Now this is actually really nice in the $m=2$ case, since it can be shown that this 3-form vanishes trivially (based on purely algebraic considerations), and there's then a theorem that ensures the local existence of an integrating factor. So this brings us up to speed with why your equation (3) is on the right path. Here's what you've done in general:

Suppose we have the following differential equation in $\mathbb{R}^2$,

$$M(x,y) + N(x,y) y' = 0.$$

Near a point $(x_0,y_0) \in \mathbb{R}^2$ where $M$ and $N$ do not vanish simultaneously, we can define $$\omega = M dx + N dy$$ and let $u(x,y)$ denote its integrating factor. The solution curves to the total differential equation

$$(u \cdot M)(x,y) + (u \cdot N)(x,y) y' = 0,$$

are then given implicitly by the equation $g(x,y) = constant$, where $dg = u \cdot \omega$. We can then attempt to determine $u$ via the equation $d(u \cdot \omega)=0$. We note that $d(u \cdot \omega) = du \wedge \omega + u \cdot d\omega$, and so the vanishing of this form is equivalent to

$$\frac{\partial u}{\partial x} N - \frac{\partial u}{\partial y} M = u \left(\frac{\partial M}{\partial y} - \frac{\partial N}{\partial x}\right).$$

This is your equation (3). :)

To solve this, we'll divide through by $u$ (which is safe to do since our integrating factor must be non-vanishing), and we'll look for a separable solution of our integrating factor. To that end, let

$$G(x) = \dfrac{u_x}{u} \quad \text{and} \quad F(y)=\dfrac{u_y}{u}.$$

Since $\frac{d}{dx}(\log(u)) = G(x)$, and $\frac{d}{dy}(\log(u)) = F(y),$ we see that

$$u(x,y)= e^{\int{G(x) dx}}e^{\int{F(y) dy}}.$$

Let's finish your example now. Using the above definitions, we have using (3)

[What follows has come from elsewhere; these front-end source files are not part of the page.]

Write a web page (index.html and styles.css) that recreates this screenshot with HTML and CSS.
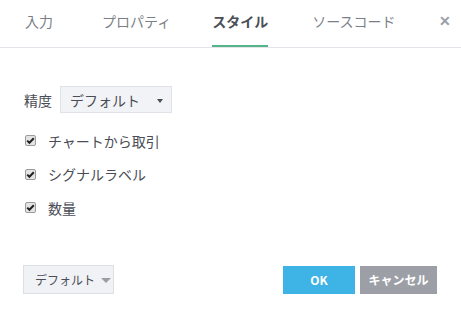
FILE: index.html
```html
<!DOCTYPE html>
<html>
	<head>
		<title>スタイル</title>
		<link rel="stylesheet" href="styles.css">
	</head>
	<body>
		<div class="dialog">
			<div class="tabs">
				<span class="tab first">入力</span>
				<span class="tab second">プロパティ</span>
				<span class="tab active">スタイル</span>
				<span class="tab">ソースコード</span>
				<span class="close">&#10005;</span>
			</div>
			<div class="content">
				<div class="row">
					<span class="label">精度</span>
					<div class="select">デフォルト<span class="caret"></span></div>
				</div>
				<label class="check"><span class="box"><svg viewBox="0 0 11 11" width="11" height="11"><path d="M2.2 5.6 L4.4 7.8 L8.8 3.2" fill="none" stroke="#222" stroke-width="2"/></svg></span>チャートから取引</label>
				<label class="check"><span class="box"><svg viewBox="0 0 11 11" width="11" height="11"><path d="M2.2 5.6 L4.4 7.8 L8.8 3.2" fill="none" stroke="#222" stroke-width="2"/></svg></span>シグナルラベル</label>
				<label class="check"><span class="box"><svg viewBox="0 0 11 11" width="11" height="11"><path d="M2.2 5.6 L4.4 7.8 L8.8 3.2" fill="none" stroke="#222" stroke-width="2"/></svg></span>数量</label>
			</div>
			<div class="footer">
				<div class="preset">デフォルト<span class="caret light"></span></div>
				<div class="buttons">
					<button class="btn ok">OK</button>
					<button class="btn cancel">キャンセル</button>
				</div>
			</div>
		</div>
	</body>
</html>
```
FILE: styles.css
```css
body {
	margin: 0;
	background: #fff;
	font-family: "Noto Sans CJK JP", "Noto Sans", sans-serif;
	color: #4a4d55;
}
.dialog {
	width: 461px;
	height: 317px;
	display: flex;
	flex-direction: column;
}
.tabs {
	display: flex;
	align-items: stretch;
	height: 48px;
	border-bottom: 1px solid #e1e4e8;
	padding-left: 25px;
	box-sizing: border-box;
	font-size: 14px;
	white-space: nowrap;
}
.tab {
	display: flex;
	align-items: center;
	flex: none;
	margin-right: 44px;
	color: #7b7f87;
	border-bottom: 2px solid transparent;
	padding-bottom: 3px;
}
.tab.first {
	margin-right: 49px;
}
.tab.second {
	margin-right: 41px;
}
.tab.active {
	color: #4a4e57;
	font-weight: bold;
	border-bottom-color: #55b488;
}
.close {
	margin-left: auto;
	margin-right: 25px;
	display: flex;
	align-items: center;
	color: #9a9ea6;
	font-size: 14px;
	font-weight: bold;
	padding-bottom: 8px;
}
.content {
	padding: 38px 24px 0;
	font-size: 14px;
	flex: 1;
}
.row {
	display: flex;
	align-items: center;
	margin-bottom: 11px;
}
.label {
	margin-right: 8px;
}
.select {
	display: flex;
	align-items: center;
	width: 112px;
	height: 27px;
	box-sizing: border-box;
	padding-left: 9px;
	background: #f2f3f6;
	border: 1px solid #dfe2e7;
	color: #4a4d55;
	white-space: nowrap;
}
.caret {
	margin-left: auto;
	margin-right: 8px;
	width: 0;
	height: 0;
	border-left: 3.5px solid transparent;
	border-right: 3.5px solid transparent;
	border-top: 4px solid #4a4d55;
	margin-top: 2px;
}
.caret.light {
	border-left-width: 5px;
	border-right-width: 5px;
	border-top: 5px solid #9a9da4;
	margin-right: 8px;
	margin-left: 6px;
}
.check {
	display: flex;
	align-items: center;
	height: 33.5px;
}
.box {
	position: relative;
	width: 11px;
	height: 11px;
	box-sizing: border-box;
	border: 1px solid #9b9b9b;
	border-radius: 2px;
	background: #e4e4e4;
	margin: 0 12px 0 1px;
}
.box svg {
	position: absolute;
	left: -1px;
	top: -1px;
}
.footer {
	display: flex;
	align-items: center;
	justify-content: space-between;
	padding: 0 24px 23px 23px;
}
.preset {
	display: flex;
	align-items: center;
	height: 29px;
	box-sizing: border-box;
	padding-left: 11px;
	background: #f1f2f6;
	border: 1px solid #dcdfe4;
	font-size: 12px;
	color: #4a4d55;
	width: 91px;
	white-space: nowrap;
}
.buttons {
	display: flex;
	gap: 5px;
}
.btn {
	height: 28px;
	border: none;
	color: #fff;
	font-family: "Noto Sans CJK JP", "Noto Sans", sans-serif;
	font-weight: bold;
	font-size: 12px;
	padding: 0;
}
.ok {
	background: #3db4e5;
	width: 72px;
}
.cancel {
	background: #9c9fa6;
	width: 77px;
}
```
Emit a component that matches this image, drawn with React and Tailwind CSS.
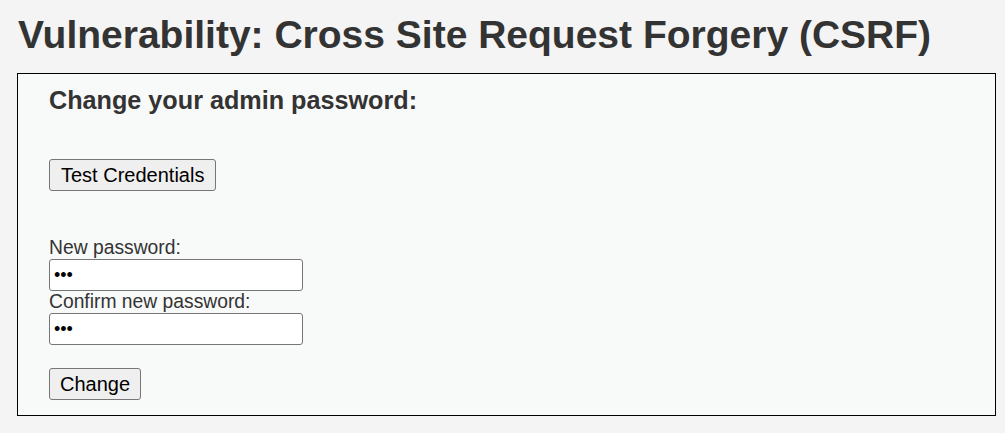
import React from "react";

const App = () => {
  return (
    <div className="min-h-screen bg-[#f4f4f4] text-[#333] font-['Liberation_Sans',Arial,sans-serif]">
      <div className="pl-[17px] pr-[9px] pt-[10px] pb-[18px]">
        <h1 className="pl-px text-[39px] font-bold leading-[50px] text-[#333]">
          Vulnerability: Cross Site Request Forgery (CSRF)
        </h1>

        <div className="mt-[13px] border border-black bg-[#f8f9f9] pl-[31px] pt-[11px] pb-[15px]">
          <h3 className="text-[25.2px] font-bold leading-[30px] text-[#333]">
            Change your admin password:
          </h3>

          <button className="mt-[44px] h-[32px] rounded-[3px] border border-[#767676] bg-[#efefef] px-[11px] text-[20px] text-black">
            Test Credentials
          </button>

          <form className="mt-[46px] flex flex-col items-start text-[19.3px] leading-[22px] text-[#333]">
            <label>New password:</label>
            <input
              type="password"
              defaultValue="abc"
              className="h-[32px] w-[254px] rounded-[3px] border border-[#767676] bg-white px-[4px] text-[18px] text-black"
            />
            <label>Confirm new password:</label>
            <input
              type="password"
              defaultValue="abc"
              className="h-[32px] w-[254px] rounded-[3px] border border-[#767676] bg-white px-[4px] text-[18px] text-black"
            />
            <button
              type="button"
              className="mt-[23px] h-[32px] rounded-[3px] border border-[#767676] bg-[#efefef] px-[10px] text-[20px] text-black"
            >
              Change
            </button>
          </form>
        </div>
      </div>
    </div>
  );
};

export default App;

$$F(y) (y-xy^2) - G(x)(x+x^2 y^2) = 2x y^2 + 2x y. \tag{$*$}$$

This is pretty ugly to solve, and I don't know of a general technique, so here's what I did. Since everything appears as powers, we can try letting $G(x) = b x^{\beta}$, and $F(y) = a y^{\alpha}$. Substitute this into $(*)$, and differentiate with respect to $y$ twice, and with respect to $x$ twice, respectively. We then have four algebraic-ish equations in $a,b,\alpha,\beta$. Solving this system, we discover a non-trivial solution $a=-2$, $b=-2$, $\alpha = -1$, and $\beta = -1$. Thus we have that $G(x) = -2/x$ and $F(y) = -2/y$, so that indeed

$$u(x,y) = \dfrac{1}{x^2 y^2}.$$

Some additional notes:

A ($k$-dimensional) distribution $\mathcal{E}^k = \{E^k(x)\}$ is a collection of $k$-dimensional subspaces of the tangent bundle, $E^k(x) \subset T_xR^m$.

There's a notion for a distribution depending smoothly from point to point that basically requires the existence of smooth vector fields which form a basis for the distribution. So one assumes that we have a smooth subspace, and the question then becomes "When does there exist a $k$-dimensional submanifold (called the integral manifold of the tangent distribution) whose tangent space coincides with the given distribution?"

This is essentially a very important generalization of the fundamental theorem on flows to higher-dimensional submanifolds. Lee is highly recommended for a great introduction to these ideas.

I found Global Analysis by Agricola and Friedrich to be a good reference for Frobenius' theorem and recommend working through the end of chapter problems for some practice if you're interested in this theorem. Frobenius encompasses chapter 4, which you'd be able to jump right into without reading the preceeding chapters if you've taken any sort of intro course in differential geometry. Thanks so much for giving me the opportunity to write this up! :)

Another solution:

Starting with the original equation (y - xy²)dx + (x + x²y²)dy= 0

Find the partial derivatives, M_y: (1 - 2xy) and N_x: (1 + 2xy²)

plug them into this formula:

[∂/∂y M(x,y) - ∂/∂x N(x,y)] / [y*N(x,y) - x*M(x,y)]

i.e.,

[(1 - 2xy) - (1 + 2xy²)] / [y*(x + x²y²) - x*(y - xy²)]

Simplify:

==> (-2xy - 2xy²) / [(xy + x²y³) - (xy - x²y²)]

==> (-2xy - 2xy²) / (x²y³ + x²y²)

Factor:

==> (-2)(xy)(1+y) / (x²y²)(1+y)

Cancel out:

===> -2/xy

From there do the routine u-substitution to find the integrating factor, and you are left with 1/x²y².